Jan 182010
 

As I read the final pages of Dug Down Deep, I concluded that the book I was just finishing was much like the letters my pen pals and I wrote to each other in years past.  Each chapter, like our letters, was a personal explanation—peppered with stories from our lives and references to our favorite authors—of why we believed what we believed and how we’d come to that point.  The only difference is that, unlike the rest of Josh’s books and my pen pal’s letters, Dug Down Deep has nothing to do with dating and courtship.  Or rather, it does, just not in the way you’d think.

Dug Down Deep shows why courtship and homeschooling are only the surface issues—they are the product of our theology, and not our theology itself.  Dug Down Deep encourages us to dig below the surface of appearances and words to explore what we really believe about God himself, and why that is what really matters.

Honestly, the first two chapters are my favorite: they are the personal testimony of Josh’s “rumspringa” and how he learned to “dig.”  Maybe I like those chapters so much because that’s where I’ve been and where I am.  I spent my teen years getting:

…faith so mixed up with family tradition that it’s hard to distinguish between a genuine knowledge of God and comfort in a familiar way of life. (Dug Down Deep, pg. 4)

Truth about God doesn’t define and shape us.  We have grown up in our own religious culture.  And often this culture, with its own rituals and music and moral values, comes to represent Christianity far more than specific beliefs about God do. (pg. 15)

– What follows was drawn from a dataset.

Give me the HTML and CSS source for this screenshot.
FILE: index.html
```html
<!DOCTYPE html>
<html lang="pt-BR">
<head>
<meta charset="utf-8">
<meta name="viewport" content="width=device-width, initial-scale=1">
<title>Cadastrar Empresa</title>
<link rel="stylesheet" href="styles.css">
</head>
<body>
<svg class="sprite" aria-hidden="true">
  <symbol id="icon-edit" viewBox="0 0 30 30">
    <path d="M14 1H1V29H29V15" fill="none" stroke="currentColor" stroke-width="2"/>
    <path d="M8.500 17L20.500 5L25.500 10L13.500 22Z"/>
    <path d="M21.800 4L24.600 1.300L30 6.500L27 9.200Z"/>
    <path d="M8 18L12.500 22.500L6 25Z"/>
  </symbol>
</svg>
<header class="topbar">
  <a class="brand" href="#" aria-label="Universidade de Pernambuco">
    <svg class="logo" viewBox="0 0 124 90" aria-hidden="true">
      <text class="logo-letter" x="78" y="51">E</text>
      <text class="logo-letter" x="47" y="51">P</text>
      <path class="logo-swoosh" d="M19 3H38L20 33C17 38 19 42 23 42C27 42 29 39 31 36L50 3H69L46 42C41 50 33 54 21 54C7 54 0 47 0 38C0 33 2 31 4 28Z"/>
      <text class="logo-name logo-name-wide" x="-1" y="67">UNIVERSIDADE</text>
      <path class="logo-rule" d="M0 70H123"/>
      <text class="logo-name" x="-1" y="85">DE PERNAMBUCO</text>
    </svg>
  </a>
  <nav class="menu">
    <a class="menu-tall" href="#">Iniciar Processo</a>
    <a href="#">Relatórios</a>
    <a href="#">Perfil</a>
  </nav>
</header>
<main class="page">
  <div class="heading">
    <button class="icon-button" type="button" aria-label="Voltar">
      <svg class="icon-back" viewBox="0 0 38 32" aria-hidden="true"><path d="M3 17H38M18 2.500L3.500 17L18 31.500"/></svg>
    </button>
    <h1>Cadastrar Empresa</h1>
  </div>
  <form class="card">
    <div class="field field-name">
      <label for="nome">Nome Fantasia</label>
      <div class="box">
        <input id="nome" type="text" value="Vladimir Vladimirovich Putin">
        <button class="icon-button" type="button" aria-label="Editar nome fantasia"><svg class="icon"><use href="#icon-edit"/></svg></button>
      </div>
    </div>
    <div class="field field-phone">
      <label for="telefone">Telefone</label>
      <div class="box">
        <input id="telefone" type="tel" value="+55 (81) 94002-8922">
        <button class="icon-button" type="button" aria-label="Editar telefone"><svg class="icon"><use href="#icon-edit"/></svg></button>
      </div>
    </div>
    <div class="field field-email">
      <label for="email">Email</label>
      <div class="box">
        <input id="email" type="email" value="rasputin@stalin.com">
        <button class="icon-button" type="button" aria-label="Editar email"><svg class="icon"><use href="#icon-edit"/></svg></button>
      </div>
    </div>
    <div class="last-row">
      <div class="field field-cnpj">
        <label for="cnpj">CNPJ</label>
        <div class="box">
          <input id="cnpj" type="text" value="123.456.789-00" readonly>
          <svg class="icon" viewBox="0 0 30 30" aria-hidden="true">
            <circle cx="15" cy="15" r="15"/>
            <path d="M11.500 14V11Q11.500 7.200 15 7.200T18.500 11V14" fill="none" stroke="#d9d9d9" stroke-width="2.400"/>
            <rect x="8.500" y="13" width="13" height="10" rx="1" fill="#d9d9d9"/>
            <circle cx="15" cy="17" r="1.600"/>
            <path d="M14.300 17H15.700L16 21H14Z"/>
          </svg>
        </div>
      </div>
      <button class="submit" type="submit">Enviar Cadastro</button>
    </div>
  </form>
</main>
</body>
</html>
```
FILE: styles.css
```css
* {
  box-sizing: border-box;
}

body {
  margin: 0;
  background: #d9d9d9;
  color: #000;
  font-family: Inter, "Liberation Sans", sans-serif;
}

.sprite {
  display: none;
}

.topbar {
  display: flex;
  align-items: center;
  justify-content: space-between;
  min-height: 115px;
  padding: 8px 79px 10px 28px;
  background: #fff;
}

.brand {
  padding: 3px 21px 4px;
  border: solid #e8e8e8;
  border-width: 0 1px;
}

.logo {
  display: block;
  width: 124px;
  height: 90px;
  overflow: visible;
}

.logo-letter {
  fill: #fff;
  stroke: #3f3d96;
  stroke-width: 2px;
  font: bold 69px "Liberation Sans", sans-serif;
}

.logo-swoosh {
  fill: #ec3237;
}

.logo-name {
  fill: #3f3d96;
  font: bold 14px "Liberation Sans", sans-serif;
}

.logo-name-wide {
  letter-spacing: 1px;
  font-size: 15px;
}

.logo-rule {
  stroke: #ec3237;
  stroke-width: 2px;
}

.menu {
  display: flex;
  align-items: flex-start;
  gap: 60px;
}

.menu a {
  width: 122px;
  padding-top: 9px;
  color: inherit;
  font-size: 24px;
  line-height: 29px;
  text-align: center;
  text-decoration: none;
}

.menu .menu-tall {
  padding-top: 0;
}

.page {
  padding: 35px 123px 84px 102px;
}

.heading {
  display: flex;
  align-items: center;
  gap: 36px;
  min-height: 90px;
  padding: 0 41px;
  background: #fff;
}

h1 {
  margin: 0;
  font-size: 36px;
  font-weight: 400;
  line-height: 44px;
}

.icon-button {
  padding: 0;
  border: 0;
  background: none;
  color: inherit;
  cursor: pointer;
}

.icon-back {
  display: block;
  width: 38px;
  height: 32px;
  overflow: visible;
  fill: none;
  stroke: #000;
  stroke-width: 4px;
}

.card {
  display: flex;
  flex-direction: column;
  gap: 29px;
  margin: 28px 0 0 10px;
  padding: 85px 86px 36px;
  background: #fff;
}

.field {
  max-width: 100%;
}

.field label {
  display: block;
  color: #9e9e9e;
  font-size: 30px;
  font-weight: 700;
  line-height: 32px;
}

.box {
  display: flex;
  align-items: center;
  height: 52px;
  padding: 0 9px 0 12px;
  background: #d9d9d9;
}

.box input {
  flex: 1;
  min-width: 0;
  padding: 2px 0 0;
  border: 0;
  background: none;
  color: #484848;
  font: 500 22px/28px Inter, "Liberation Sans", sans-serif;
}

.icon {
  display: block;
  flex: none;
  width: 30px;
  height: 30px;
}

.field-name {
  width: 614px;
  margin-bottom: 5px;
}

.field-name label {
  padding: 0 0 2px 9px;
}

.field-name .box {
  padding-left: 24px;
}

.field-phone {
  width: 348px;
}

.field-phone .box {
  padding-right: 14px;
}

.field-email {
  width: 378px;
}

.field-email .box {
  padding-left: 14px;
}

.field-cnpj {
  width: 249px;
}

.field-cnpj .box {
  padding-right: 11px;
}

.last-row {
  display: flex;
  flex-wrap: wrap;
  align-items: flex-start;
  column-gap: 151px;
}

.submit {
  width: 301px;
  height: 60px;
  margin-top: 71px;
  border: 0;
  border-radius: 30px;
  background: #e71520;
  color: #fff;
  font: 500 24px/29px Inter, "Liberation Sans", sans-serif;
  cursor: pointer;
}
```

But there came a day when my parents’ faith became my own.  And now, as a mom, I am praying for that day for my own daughters.  But it is humbling to realize how little I know and how much I need God’s help to point these little ones to Him.  In other words, I am learning that I have to dig.  I have to dig into the theology of what I believe in order to teach my girls that Christianity is more than just:

…a way of life or…cherished traditions.  Of course the Christian faith leads to living in specific ways.  And it does join us to a specific community.  And it does involve tradition.  All this is good.  It’s important.  But it has to be more than tradition.  It has to be about a person—the historical and living person of Jesus Christ. (pg. 15)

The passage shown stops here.